Towards Automatic Construction of Filipino WordNet: Word Sense Induction and Synset Induction Using Sentence Embeddings
This addresses the costly and slow process of creating or updating wordnets, particularly for low-resource languages, though it is incremental as it builds on existing embedding techniques.
The study tackled the problem of automatically constructing a wordnet for low-resource languages like Filipino by proposing a method for word sense and synset induction using only an unlabeled corpus and sentence embeddings, resulting in 30% valid induced word senses and 40% valid induced synsets, with 20% being novel.

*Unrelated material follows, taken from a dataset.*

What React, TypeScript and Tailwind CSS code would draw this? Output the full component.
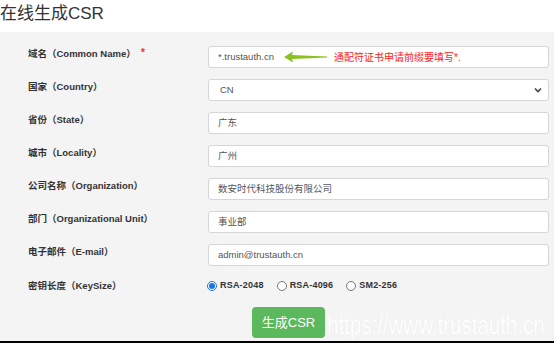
import { useState } from "react";

const LATIN = "font-['Liberation_Sans','Noto_Sans_CJK_SC',sans-serif]";

type Field = {
  label: string;
  value: string;
  kind?: "select";
  required?: boolean;
  hint?: boolean;
};

const fields: Field[] = [
  { label: "域名（Common Name）", value: "*.trustauth.cn", required: true, hint: true },
  { label: "国家（Country）", value: "CN", kind: "select" },
  { label: "省份（State）", value: "广东" },
  { label: "城市（Locality）", value: "广州" },
  { label: "公司名称（Organization）", value: "数安时代科技股份有限公司" },
  { label: "部门（Organizational Unit）", value: "事业部" },
  { label: "电子邮件（E-mail）", value: "admin@trustauth.cn" },
];

function Arrow() {
  return (
    <svg width="44" height="12" viewBox="0 0 44 12" className="shrink-0">
      <path d="M0 6 L9 0.5 L8 4 L43 5.6 L43 6.4 L8 8 L9 11.5 Z" fill="#8cc21f" />
    </svg>
  );
}

function Chevron() {
  return (
    <svg width="8" height="6" viewBox="0 0 8 6">
      <path d="M1 1.5 L4 4.5 L7 1.5" stroke="#444" strokeWidth="1.6" fill="none" />
    </svg>
  );
}

function Radio({ checked, label, onPick }: { checked: boolean; label: string; onPick: () => void }) {
  return (
    <button type="button" onClick={onPick} className="flex items-center gap-[3px]">
      {checked ? (
        <span className="flex h-[10px] w-[10px] items-center justify-center rounded-full border border-[#1a73e8] bg-white">
          <span className="h-[6px] w-[6px] rounded-full bg-[#1a73e8]" />
        </span>
      ) : (
        <span className="h-[10px] w-[10px] rounded-full border border-[#777] bg-white" />
      )}
      <span className="text-[9px] font-bold tracking-[0.2px] text-[#333]">{label}</span>
    </button>
  );
}

export default function App() {
  const [keySize, setKeySize] = useState("RSA-2048");

  return (
    <div className={`h-[343px] w-[554px] overflow-hidden bg-white ${LATIN}`}>
      <h1 className="h-[32px] pt-[2px] text-[17px] leading-[24px] text-[#333]">在线生成CSR</h1>

      <div className="flex h-[309px] flex-col bg-[#f4f4f4] pt-[14px]">
        <div className="flex flex-col gap-[11px]">
          {fields.map((f) => (
            <div key={f.label} className="flex h-[22px] items-start">
              <div className="flex w-[208px] items-start pl-[28px] pt-[1px] text-[9.5px] font-bold leading-[13px] text-[#333]">
                <span>{f.label}</span>
                {f.required ? <span className="ml-[5px] -mt-[1px] text-[11px] text-[#e4393c]">*</span> : null}
              </div>
              <div className="relative flex h-[22px] w-[341px] items-center rounded-[3px] border border-[#d6d6d6] bg-white pl-[9px] pr-[6px] text-[9.5px] text-[#555]">
                {f.kind === "select" ? (
                  <>
                    <span className="pl-[2px]">{f.value}</span>
                    <span className="ml-auto">
                      <Chevron />
                    </span>
                  </>
                ) : (
                  <span>{f.value}</span>
                )}
                {f.hint ? (
                  <span className="ml-[10px] flex items-center gap-[6px]">
                    <Arrow />
                    <span className="text-[10px] text-[#ff2222]">通配符证书申请前缀要填写*.</span>
                  </span>
                ) : null}
              </div>
            </div>
          ))}
        </div>

        <div className="mt-[9px] flex h-[22px] items-center">
          <div className="w-[207px] pl-[28px] text-[9.5px] font-bold text-[#333]">密钥长度（KeySize）</div>
          <div className="flex items-center gap-[13px]">
            {["RSA-2048", "RSA-4096", "SM2-256"].map((k) => (
              <Radio key={k} label={k} checked={keySize === k} onPick={() => setKeySize(k)} />
            ))}
          </div>
        </div>

        <div className="mt-[10px] flex items-end pl-[252px]">
          <button
            type="button"
            className="flex h-[31px] w-[73px] shrink-0 items-center justify-center whitespace-nowrap rounded-[4px] bg-[#5cb85c] text-[13px] text-white"
          >
            生成CSR
          </button>
          <span className="ml-[2px] origin-left scale-x-[0.82] whitespace-nowrap text-[25px] leading-[25px] text-white [text-shadow:0_0_1px_rgba(0,0,0,0.08)]">
            https://www.trustauth.cn
          </span>
        </div>
      </div>

      <div className="h-[2px] bg-black" />
    </div>
  );
}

Wordnets are indispensable tools for various natural language processing applications. Unfortunately, wordnets get outdated, and producing or updating wordnets can be slow and costly in terms of time and resources. This problem intensifies for low-resource languages. This study proposes a method for word sense induction and synset induction using only two linguistic resources, namely, an unlabeled corpus and a sentence embeddings-based language model. The resulting sense inventory and synonym sets can be used in automatically creating a wordnet. We applied this method on a corpus of Filipino text. The sense inventory and synsets were evaluated by matching them with the sense inventory of the machine translated Princeton WordNet, as well as comparing the synsets to the Filipino WordNet. This study empirically shows that the 30% of the induced word senses are valid and 40% of the induced synsets are valid in which 20% are novel synsets.